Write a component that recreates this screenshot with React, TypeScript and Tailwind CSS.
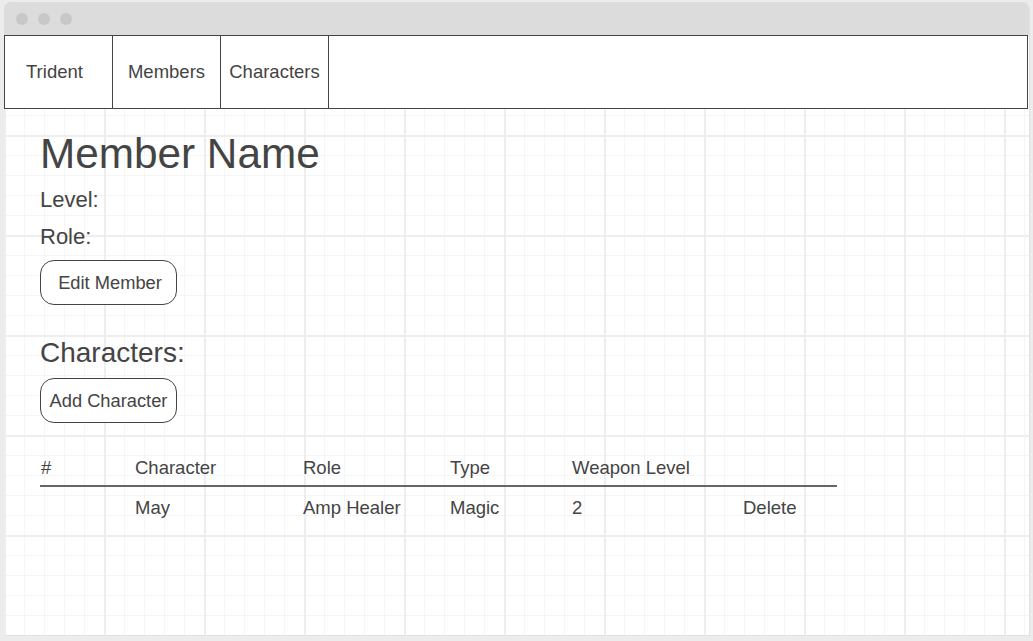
import React from "react";

const navItems = ["Trident", "Members", "Characters"];

const columns = ["#", "Character", "Role", "Type", "Weapon Level", ""];

const rows = [{ id: "", name: "May", role: "Amp Healer", type: "Magic", level: "2" }];

export default function App() {
  return (
    <div className="w-[1033px] h-[641px] bg-[#ececec] pt-[2px] pl-[4px] font-['Liberation_Sans',Arial,sans-serif] text-[#444]">
      <div className="w-[1025px] h-[633px] flex flex-col rounded-t-[6px] overflow-hidden bg-white shadow-[1px_1px_0_#e2e2e2]">
        {/* title bar */}
        <div className="h-[33px] shrink-0 bg-[#dcdcdc] flex items-center gap-[10px] pl-[12px]">
          <span className="w-[12px] h-[12px] rounded-full bg-[#c8c8c8]" />
          <span className="w-[12px] h-[12px] rounded-full bg-[#c8c8c8]" />
          <span className="w-[12px] h-[12px] rounded-full bg-[#c8c8c8]" />
        </div>

        {/* body with sketch grid */}
        <div className="flex-1 bg-white [background-image:linear-gradient(to_right,#eeeeee_2px,transparent_2px),linear-gradient(to_bottom,#eeeeee_2px,transparent_2px),linear-gradient(to_right,#f5f5f5_1px,transparent_1px),linear-gradient(to_bottom,#f5f5f5_1px,transparent_1px)] [background-size:100px_100px,100px_100px,20px_20px,20px_20px]">
          <nav className="w-[1024px] h-[74px] flex border border-[#444] bg-white text-[18.5px]">
            {navItems.map((item, i) => (
              <div
                key={item}
                className={`w-[108px] h-full flex items-center border-r border-[#444] ${
                  i === 0 ? "pl-[21px]" : "justify-center"
                }`}
              >
                {item}
              </div>
            ))}
          </nav>

          <main className="pl-[36px] pt-[21px]">
            <h1 className="text-[42.3px] leading-[48px] h-[48px]">Member Name</h1>
            <p className="mt-[9px] text-[22px] leading-[26px]">Level:</p>
            <p className="mt-[11px] text-[22px] leading-[26px]">Role:</p>
            <button className="mt-[10px] w-[137px] h-[45px] rounded-[14px] border border-[#444] bg-white text-[18.3px] pl-[3px]">
              Edit Member
            </button>

            <h2 className="mt-[32px] text-[28px] leading-[32px]">Characters:</h2>
            <button className="mt-[9px] w-[137px] h-[45px] rounded-[14px] border border-[#444] bg-white text-[18.3px]">
              Add Character
            </button>

            <div className="mt-[34px] w-[797px] text-[18.5px]">
              <div className="grid grid-cols-[95px_168px_147px_122px_171px_94px] leading-[22px] pb-[6px] border-b-2 border-[#666]">
                {columns.map((c, i) => (
                  <div key={i} className={i === 0 ? "pl-[1px]" : ""}>
                    {c}
                  </div>
                ))}
              </div>
              {rows.map((r) => (
                <div
                  key={r.name}
                  className="grid grid-cols-[95px_168px_147px_122px_171px_94px] leading-[22px] pt-[10px]"
                >
                  <div>{r.id}</div>
                  <div>{r.name}</div>
                  <div>{r.role}</div>
                  <div>{r.type}</div>
                  <div>{r.level}</div>
                  <div>Delete</div>
                </div>
              ))}
            </div>
          </main>
        </div>
      </div>
    </div>
  );
}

◆ **Exercise brief**: Every line that holds the string "React" should be returned.

◆ **Solution to this problem**:
Write a component that recreates this screenshot with React, TypeScript and Tailwind CSS.
import React from "react";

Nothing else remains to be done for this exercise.